§ To do:
Omit all images. Write out the rest of the material exactly.

################

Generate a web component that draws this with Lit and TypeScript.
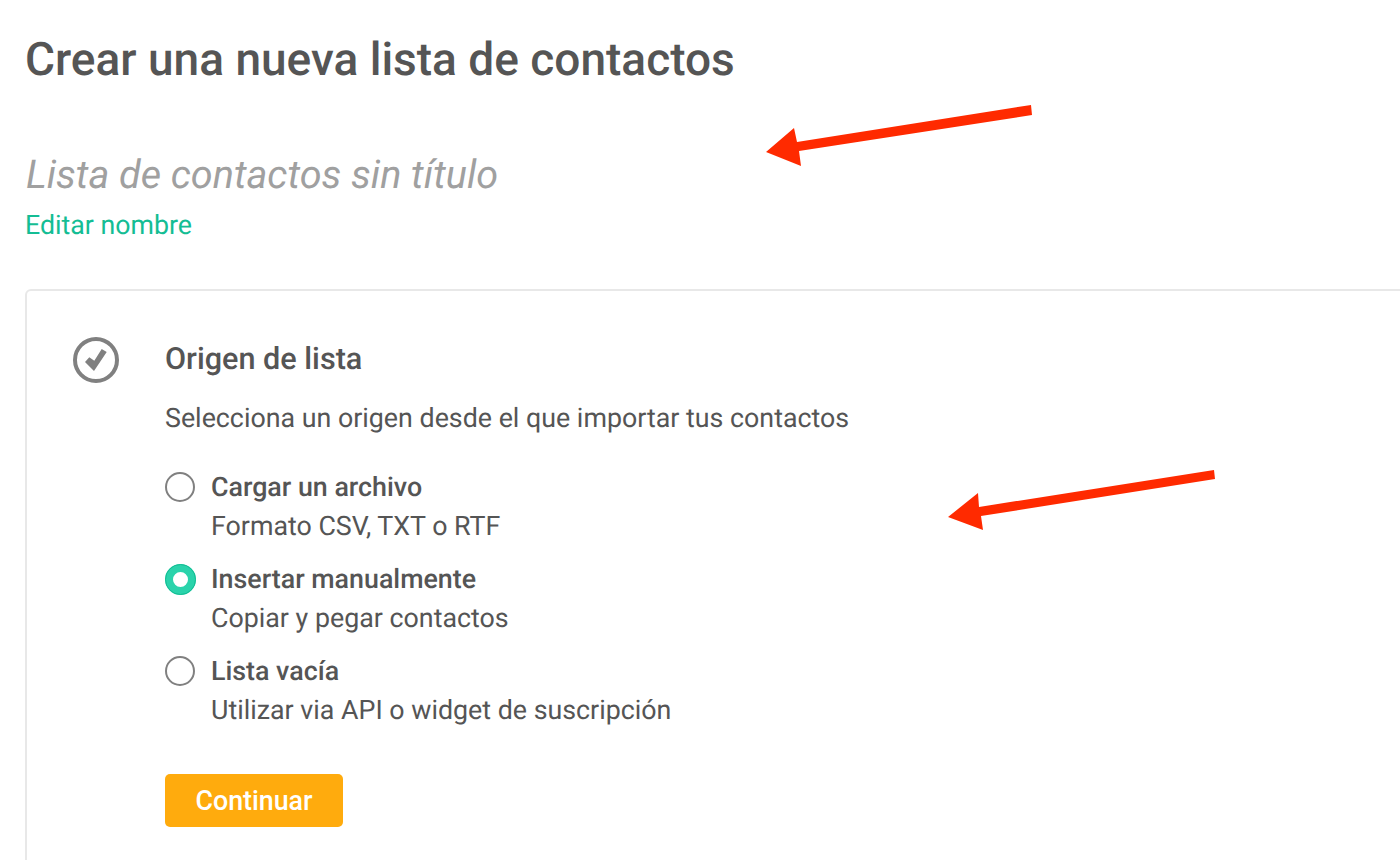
import { LitElement, html, css, svg } from "lit";
import { customElement } from "lit/decorators.js";

const options = [
  { title: "Cargar un archivo", sub: "Formato CSV, TXT o RTF", on: false },
  { title: "Insertar manualmente", sub: "Copiar y pegar contactos", on: true },
  { title: "Lista vacía", sub: "Utilizar via API o widget de suscripción", on: false },
];

@customElement("app-root")
export class AppRoot extends LitElement {
  static styles = css`
    :host {
      display: block;
      position: relative;
      width: 1400px;
      height: 860px;
      overflow: hidden;
      background: #fff;
      color: #555;
      font-family: Roboto, "Liberation Sans", sans-serif;
      text-rendering: geometricPrecision;
    }
    .page {
      display: flex;
      flex-direction: column;
      padding: 35px 0 0 25px;
      width: 1500px;
    }
    h1 {
      margin: 0;
      font-size: 46px;
      line-height: 50px;
      font-weight: 500;
    }
    .name {
      margin: 65px 0 0 1px;
      font-size: 39.6px;
      line-height: 50px;
      font-style: italic;
      font-weight: 400;
      color: #a0a0a0;
    }
    .edit {
      margin-top: 10px;
      font-size: 26.75px;
      line-height: 30px;
      color: #14bd94;
    }
    .card {
      margin-top: 49px;
      height: 700px;
      display: flex;
      border: 2px solid #e8e8e8;
      border-radius: 6px;
      padding: 47px 0 0 46px;
    }
    .check {
      width: 46px;
      height: 46px;
      flex: none;
      margin-top: -1px;
    }
    .body {
      margin-left: 46px;
      display: flex;
      flex-direction: column;
      align-items: flex-start;
    }
    h2 {
      margin: 0;
      font-size: 30.6px;
      line-height: 44px;
      font-weight: 500;
    }
    .lead {
      margin-top: 20px;
      font-size: 26.8px;
      line-height: 32px;
    }
    .options {
      margin-top: 35px;
      display: flex;
      flex-direction: column;
      gap: 14px;
    }
    .opt {
      display: flex;
      gap: 16px;
    }
    .radio {
      width: 30px;
      height: 30px;
      flex: none;
      box-sizing: border-box;
      border: 2px solid #808080;
      border-radius: 50%;
      background: #fff;
      margin-top: 3px;
    }
    .radio.on {
      width: 31px;
      height: 31px;
      margin-right: -1px;
      border: 8px solid #2ad3ab;
      outline: 1px solid #14bd94;
      outline-offset: -1px;
    }
    .opt-title {
      font-size: 26.8px;
      line-height: 36px;
      font-weight: 500;
    }
    .opt-sub {
      font-size: 26.8px;
      line-height: 42px;
    }
    .btn {
      margin-top: 43px;
      width: 178px;
      height: 53px;
      border: 0;
      border-radius: 5px;
      background: #ffab0d;
      color: #fff;
      font: 500 26.8px Roboto, "Liberation Sans", sans-serif;
      padding: 0;
    }
    .arrows {
      position: absolute;
      inset: 0;
      pointer-events: none;
    }
  `;

  render() {
    return html`
      <div class="page">
        <h1>Crear una nueva lista de contactos</h1>
        <div class="name">Lista de contactos sin título</div>
        <div class="edit">Editar nombre</div>
        <div class="card">
          <svg class="check" viewBox="0 0 46 46">
            <circle cx="23" cy="23" r="21" fill="none" stroke="#808080" stroke-width="4" />
            <path d="M12 25 L16.3 20.3 L21.3 23.7 L28.7 12 L33.7 15 L21 34 Z" fill="#808080" />
          </svg>
          <div class="body">
            <h2>Origen de lista</h2>
            <div class="lead">Selecciona un origen desde el que importar tus contactos</div>
            <div class="options">
              ${options.map(
                (o) => html`
                  <div class="opt">
                    <span class="radio ${o.on ? "on" : ""}"></span>
                    <div>
                      <div class="opt-title">${o.title}</div>
                      <div class="opt-sub">${o.sub}</div>
                    </div>
                  </div>
                `
              )}
            </div>
            <button class="btn">Continuar</button>
          </div>
        </div>
      </div>
      <svg class="arrows" viewBox="0 0 1400 860" width="1400" height="860">
        ${svg`<polygon fill="#ff2a00" points="1031,105 1032,115 799,151 801,166 766,152 794,128 797,142" />
        <polygon fill="#ff2a00" points="1214,470 1215,479 981,516 983,530 948,517 978,493 979,507" />`}
      </svg>
    `;
  }
}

################

§ Result of the exercise:
Generate a web component that draws this with Lit and TypeScript.
import { LitElement, html, css, svg } from "lit";
import { customElement } from "lit/decorators.js";

const options = [
  { title: "Cargar un archivo", sub: "Formato CSV, TXT o RTF", on: false },
  { title: "Insertar manualmente", sub: "Copiar y pegar contactos", on: true },
  { title: "Lista vacía", sub: "Utilizar via API o widget de suscripción", on: false },
];

@customElement("app-root")
export class AppRoot extends LitElement {
  static styles = css`
    :host {
      display: block;
      position: relative;
      width: 1400px;
      height: 860px;
      overflow: hidden;
      background: #fff;
      color: #555;
      font-family: Roboto, "Liberation Sans", sans-serif;
      text-rendering: geometricPrecision;
    }
    .page {
      display: flex;
      flex-direction: column;
      padding: 35px 0 0 25px;
      width: 1500px;
    }
    h1 {
      margin: 0;
      font-size: 46px;
      line-height: 50px;
      font-weight: 500;
    }
    .name {
      margin: 65px 0 0 1px;
      font-size: 39.6px;
      line-height: 50px;
      font-style: italic;
      font-weight: 400;
      color: #a0a0a0;
    }
    .edit {
      margin-top: 10px;
      font-size: 26.75px;
      line-height: 30px;
      color: #14bd94;
    }
    .card {
      margin-top: 49px;
      height: 700px;
      display: flex;
      border: 2px solid #e8e8e8;
      border-radius: 6px;
      padding: 47px 0 0 46px;
    }
    .check {
      width: 46px;
      height: 46px;
      flex: none;
      margin-top: -1px;
    }
    .body {
      margin-left: 46px;
      display: flex;
      flex-direction: column;
      align-items: flex-start;
    }
    h2 {
      margin: 0;
      font-size: 30.6px;
      line-height: 44px;
      font-weight: 500;
    }
    .lead {
      margin-top: 20px;
      font-size: 26.8px;
      line-height: 32px;
    }
    .options {
      margin-top: 35px;
      display: flex;
      flex-direction: column;
      gap: 14px;
    }
    .opt {
      display: flex;
      gap: 16px;
    }
    .radio {
      width: 30px;
      height: 30px;
      flex: none;
      box-sizing: border-box;
      border: 2px solid #808080;
      border-radius: 50%;
      background: #fff;
      margin-top: 3px;
    }
    .radio.on {
      width: 31px;
      height: 31px;
      margin-right: -1px;
      border: 8px solid #2ad3ab;
      outline: 1px solid #14bd94;
      outline-offset: -1px;
    }
    .opt-title {
      font-size: 26.8px;
      line-height: 36px;
      font-weight: 500;
    }
    .opt-sub {
      font-size: 26.8px;
      line-height: 42px;
    }
    .btn {
      margin-top: 43px;
      width: 178px;
      height: 53px;
      border: 0;
      border-radius: 5px;
      background: #ffab0d;
      color: #fff;
      font: 500 26.8px Roboto, "Liberation Sans", sans-serif;
      padding: 0;
    }
    .arrows {
      position: absolute;
      inset: 0;
      pointer-events: none;
    }
  `;

  render() {
    return html`
      <div class="page">
        <h1>Crear una nueva lista de contactos</h1>
        <div class="name">Lista de contactos sin título</div>
        <div class="edit">Editar nombre</div>
        <div class="card">
          <svg class="check" viewBox="0 0 46 46">
            <circle cx="23" cy="23" r="21" fill="none" stroke="#808080" stroke-width="4" />
            <path d="M12 25 L16.3 20.3 L21.3 23.7 L28.7 12 L33.7 15 L21 34 Z" fill="#808080" />
          </svg>
          <div class="body">
            <h2>Origen de lista</h2>
            <div class="lead">Selecciona un origen desde el que importar tus contactos</div>
            <div class="options">
              ${options.map(
                (o) => html`
                  <div class="opt">
                    <span class="radio ${o.on ? "on" : ""}"></span>
                    <div>
                      <div class="opt-title">${o.title}</div>
                      <div class="opt-sub">${o.sub}</div>
                    </div>
                  </div>
                `
              )}
            </div>
            <button class="btn">Continuar</button>
          </div>
        </div>
      </div>
      <svg class="arrows" viewBox="0 0 1400 860" width="1400" height="860">
        ${svg`<polygon fill="#ff2a00" points="1031,105 1032,115 799,151 801,166 766,152 794,128 797,142" />
        <polygon fill="#ff2a00" points="1214,470 1215,479 981,516 983,530 948,517 978,493 979,507" />`}
      </svg>
    `;
  }
}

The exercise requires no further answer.